My parish priest – who is not a Jesuit, by the way -- this morning preached on St Ignatius of Loyola’s remarkable insight into the way the movements of the spirit produce feelings that are a sure guide to where God is calling people.
Consolation – the movement of God’s Spirit – produces warmth, satisfaction, joy. Desolation – the absence of that Spirit – produces dryness, frustration, irritation, and a feeling of emptiness. Visitors to this site know that, right?
But this morning was the first time I had ever heard this applied to sex.
"A couple having sex may find they do various things together that thrill each other, and that turn each other on,” said Fr Pat. “But the next morning they find they are more distant from each other, and have a feeling of emptiness and sadness.”

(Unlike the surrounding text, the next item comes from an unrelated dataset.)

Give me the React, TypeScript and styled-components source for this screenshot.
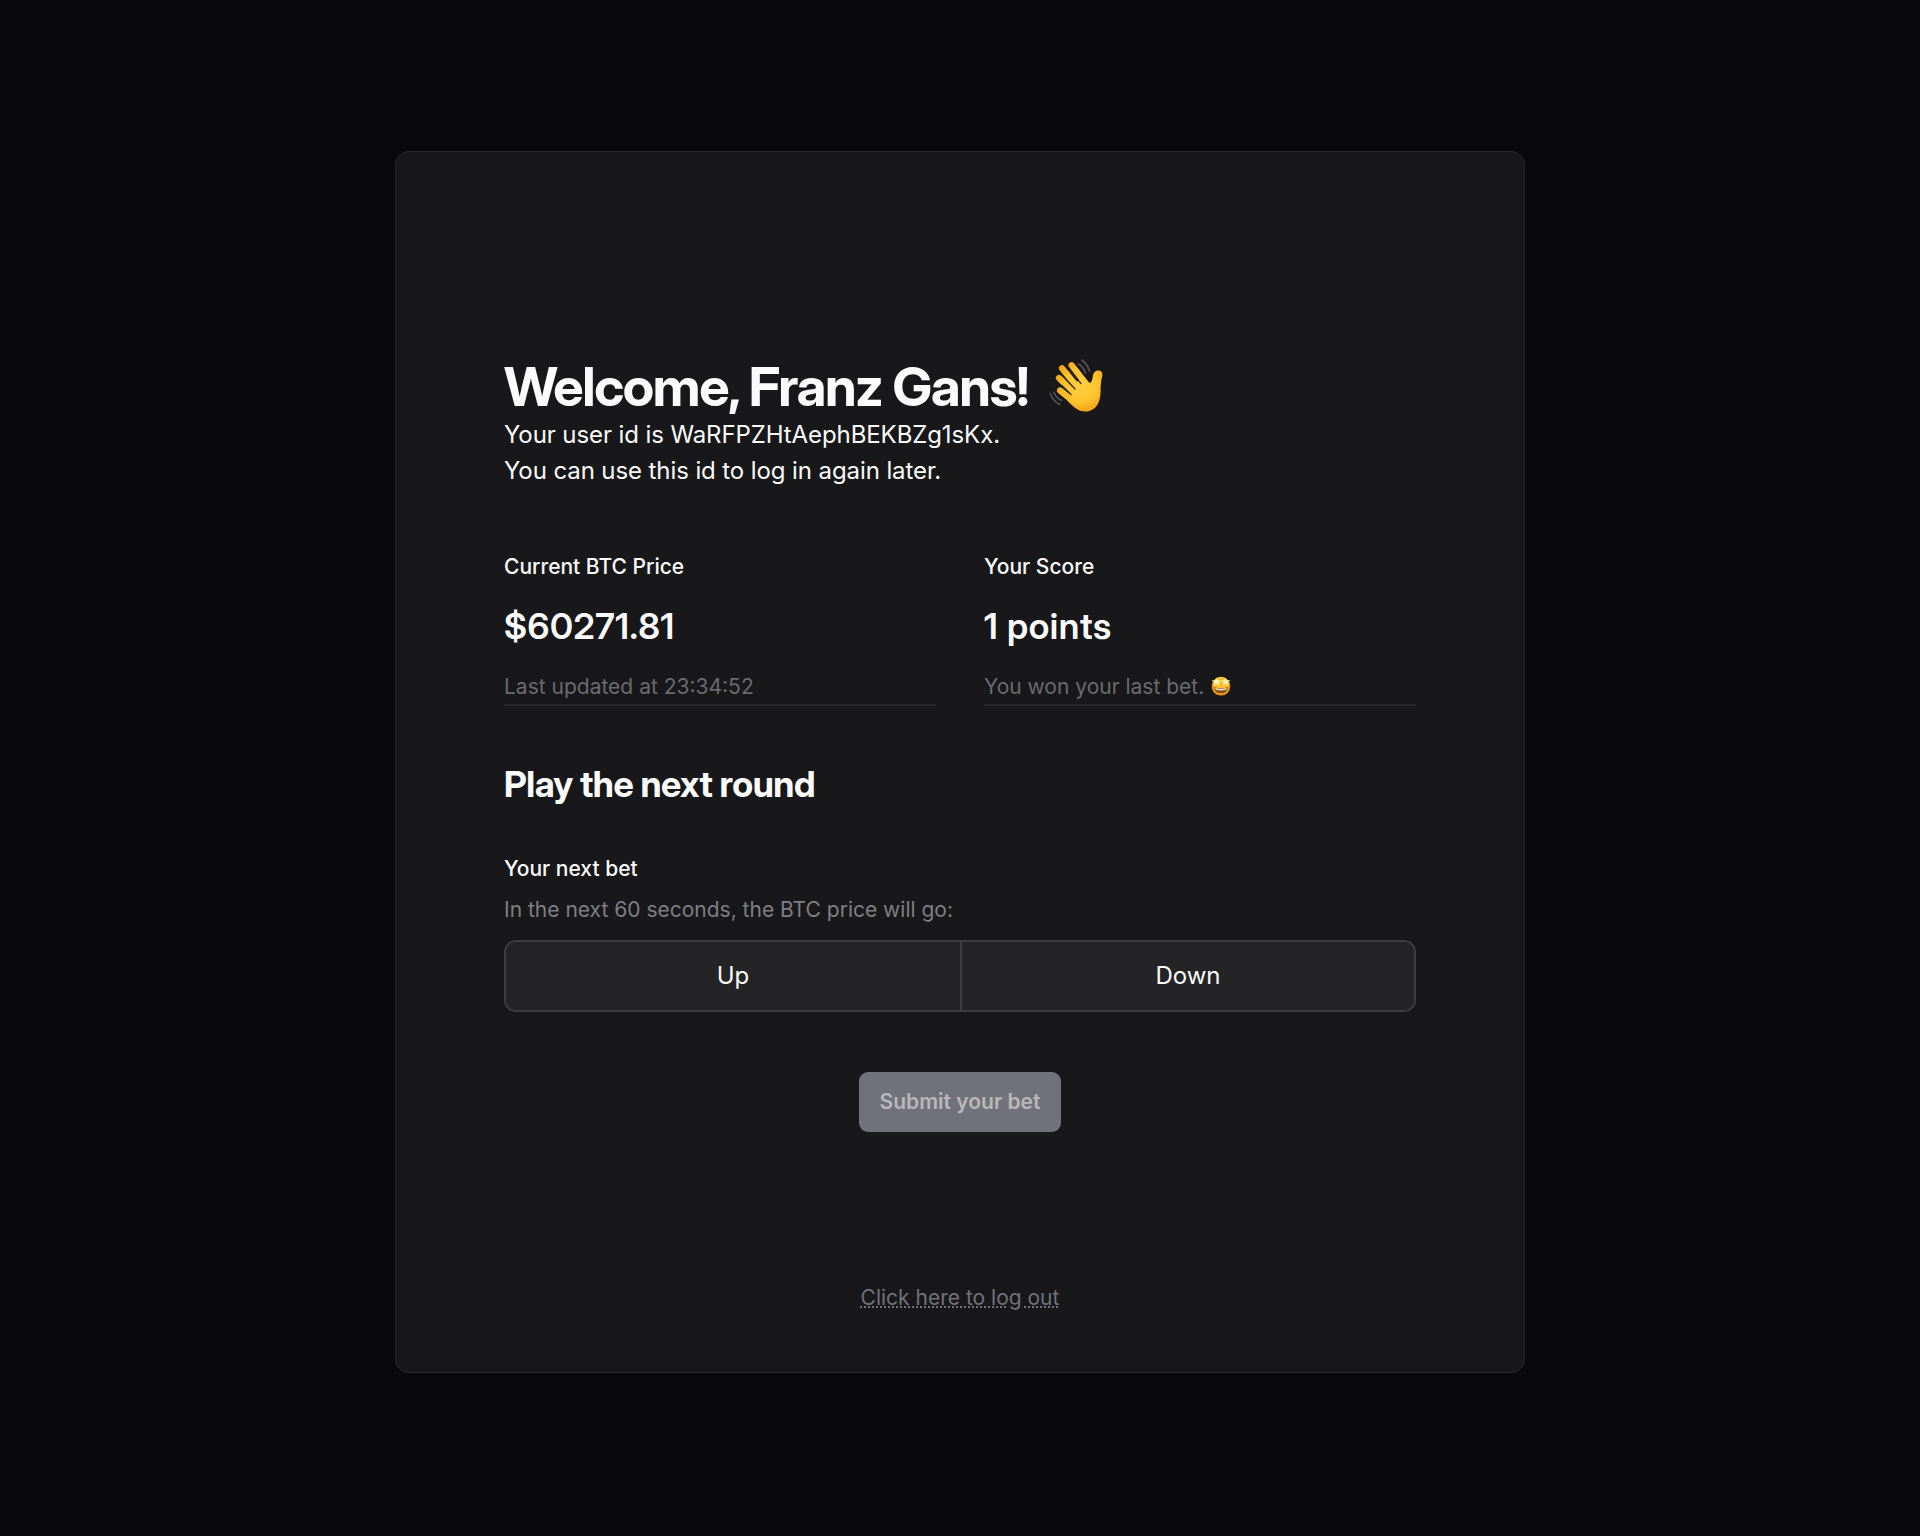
import React from "react";
import styled, { createGlobalStyle } from "styled-components";

const displayFont = `"Inter Display", Inter, "Liberation Sans", sans-serif`;

const GlobalStyle = createGlobalStyle`
  *, *::before, *::after { box-sizing: border-box; }
  body {
    margin: 0;
    background: #09090b;
    color: #fafafa;
    font-family: Inter, "Liberation Sans", sans-serif;
    font-size: 24px;
    line-height: 36px;
    -webkit-font-smoothing: antialiased;
  }
  h1, h2, p { margin: 0; }
`;

const Page = styled.main`
  min-height: 1536px;
  padding-top: 151px;
  display: flex;
  justify-content: center;
  align-items: flex-start;
`;

const Card = styled.section`
  width: 1130px;
  height: 1222px;
  padding: 205px 108px 0;
  display: flex;
  flex-direction: column;
  background: #18181a;
  border: 1px solid #28282b;
  border-radius: 14px;
`;

const Title = styled.h1`
  display: flex;
  align-items: center;
  gap: 20.5px;
  font-family: ${displayFont};
  font-size: 54px;
  line-height: 60px;
  font-weight: 700;
  letter-spacing: -0.025em;
`;

const Intro = styled.p`
  letter-spacing: -0.004em;
`;

const WaveIcon = styled.svg`
  width: 54px;
  height: 54px;
  margin-top: -2px;
`;

const Stats = styled.div`
  display: grid;
  grid-template-columns: 1fr 1fr;
  gap: 48px;
  margin-top: 63px;
`;

const Stat = styled.div`
  height: 154px;
  display: flex;
  flex-direction: column;
  border-bottom: 2px solid #28282b;
`;

const Label = styled.div`
  font-size: 21px;
  line-height: 30px;
  font-weight: 500;
`;

const Value = styled.div`
  margin: 20px 0 22px;
  font-family: ${displayFont};
  font-size: 36px;
  line-height: 48px;
  font-weight: 600;
  letter-spacing: 0.0165em;
`;

const Hint = styled.div`
  display: flex;
  align-items: center;
  gap: 7px;
  font-size: 21px;
  line-height: 30px;
  color: #6a6a6f;
`;

const Description = styled(Hint)`
  margin-top: 11px;
  color: #7f7f84;
`;

const StarFace = styled.svg`
  width: 20px;
  height: 20px;
  margin-top: -3px;
`;

const Subtitle = styled.h2`
  margin-top: 54px;
  font-family: ${displayFont};
  font-size: 36px;
  line-height: 48px;
  font-weight: 700;
  letter-spacing: -0.013em;
`;

const BetForm = styled.form`
  margin-top: 46px;
  display: flex;
  flex-direction: column;
`;

const Choices = styled.div`
  display: grid;
  grid-template-columns: 1fr 1fr;
  height: 72px;
  margin-top: 15px;
  border: 2px solid #3d3d40;
  border-radius: 12px;
  overflow: hidden;
`;

const Choice = styled.button`
  border: 0;
  background: #242426;
  color: #fafafa;
  font: inherit;
  & + & { border-left: 2px solid #3d3d40; }
`;

const Submit = styled.button`
  align-self: center;
  width: 202px;
  height: 60px;
  margin-top: 60px;
  padding: 0;
  border: 0;
  border-radius: 9px;
  background: #717179;
  color: #b8b8b9;
  font: 600 21px/30px Inter, "Liberation Sans", sans-serif;
`;

const Logout = styled.a`
  align-self: center;
  margin-top: 151px;
  font-size: 21px;
  line-height: 30px;
  color: #717179;
  text-decoration: underline dotted;
  text-decoration-thickness: 2px;
`;

const Wave = () => (
  <WaveIcon viewBox="0 0 54 54" aria-label="Waving hand">
    <defs>
      <radialGradient id="skin" gradientUnits="userSpaceOnUse" cx="32" cy="26" r="30">
        <stop offset="0" stopColor="#ffcf3f" />
        <stop offset="0.55" stopColor="#ffc530" />
        <stop offset="1" stopColor="#ee9a0c" />
      </radialGradient>
    </defs>
    <g fill="none" stroke="url(#skin)" strokeWidth="6.2" strokeLinecap="round">
      <path d="M13 9.200 29 29M22.500 6.200 38 26M10 19 26 35M11 31.500 24 42" />
    </g>
    <path fill="url(#skin)" d="M24 25 35 18 40 24C43 23.500 43.500 20 43.800 17.200 44.300 13 47 11.200 50 11.600 53.300 12.200 53.900 15 53.100 18 52 22 51.600 26 51.600 31 51.700 42 48.200 52 36.500 52.600 29 52.600 23 47 18 41Z" />
    <path fill="none" stroke="#3d2d15" strokeWidth="1.300" strokeLinecap="round" d="m13.500 16.500 12.500 13.500M20.500 11.500 32 24.500M13 26.500 22 35.500" />
    <g fill="none" stroke="#505154" strokeWidth="1.800" strokeLinecap="round">
      <path d="M33 1.200Q38.500 5.500 40.500 12M29.500 5Q34.500 8 36.300 13.800M1.200 34.500Q4 42.200 10.800 45.400M5 33.500Q7 39 12.500 41.300" />
    </g>
  </WaveIcon>
);

const Starstruck = () => (
  <StarFace viewBox="0 0 20 20" aria-label="Star-struck face">
    <circle cx="10" cy="10.300" r="9.300" fill="#ee9716" />
    <circle cx="10" cy="8.200" r="7.400" fill="#fbbf30" />
    <path fill="#fff1b0" d="m5.500 1.400 1.300 2.800 3.200.2-2.300 2.200.7 3-2.900-1.500-3 1.500.7-3L.5 4.400l3.400-.2ZM14.500 1.400l1.300 2.800 3.700.2-2.500 2.200.7 3-2.900-1.500-3 1.500.7-3L10 4.400l3.200-.2Z" />
    <path fill="#83500d" d="M3.300 11.300q6.700 1.800 13.400 0-.5 6-6.700 6t-6.700-6Z" />
    <path fill="#e9dfcb" d="M4 12q6 1.600 12 0l-.8 1.800q-5.200 1.300-10.400 0Z" />
  </StarFace>
);

export default function App() {
  return (
    <>
      <GlobalStyle />
      <Page>
        <Card>
          <Title>
            <span>Welcome, Franz Gans!</span>
            <Wave />
          </Title>
          <Intro>Your user id is WaRFPZHtAephBEKBZg1sKx.</Intro>
          <Intro>You can use this id to log in again later.</Intro>
          <Stats>
            <Stat>
              <Label>Current BTC Price</Label>
              <Value>$60271.81</Value>
              <Hint>Last updated at 23:34:52</Hint>
            </Stat>
            <Stat>
              <Label>Your Score</Label>
              <Value>1 points</Value>
              <Hint>
                <span>You won your last bet.</span>
                <Starstruck />
              </Hint>
            </Stat>
          </Stats>
          <Subtitle>Play the next round</Subtitle>
          <BetForm>
            <Label>Your next bet</Label>
            <Description>In the next 60 seconds, the BTC price will go:</Description>
            <Choices>
              <Choice type="button">Up</Choice>
              <Choice type="button">Down</Choice>
            </Choices>
            <Submit type="button">Submit your bet</Submit>
          </BetForm>
          <Logout>Click here to log out</Logout>
        </Card>
      </Page>
    </>
  );
}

Rather than trying to do things which “turn each other on”, he said, couples may find that doing things that “turn them onto each other” produce the opposite feelings: the next morning they are more bonded, more loving, more united to each other.
Learning to listen to these feelings, he said, was a way of learning which way to go, and what to avoid.
Sex wasn’t the only example he gave: the way we drink and shop was also part of the same homily.
But it was his application of Ignatius’s spiritual discernment to the difference between good and bad lovemaking - sex that unites, sex that is self-gratification -- that held us enthralled. No pins dropped: we would have noticed. We all knew exactly what he meant.
Simply brilliant, the 80-year-old lady next to me whispered.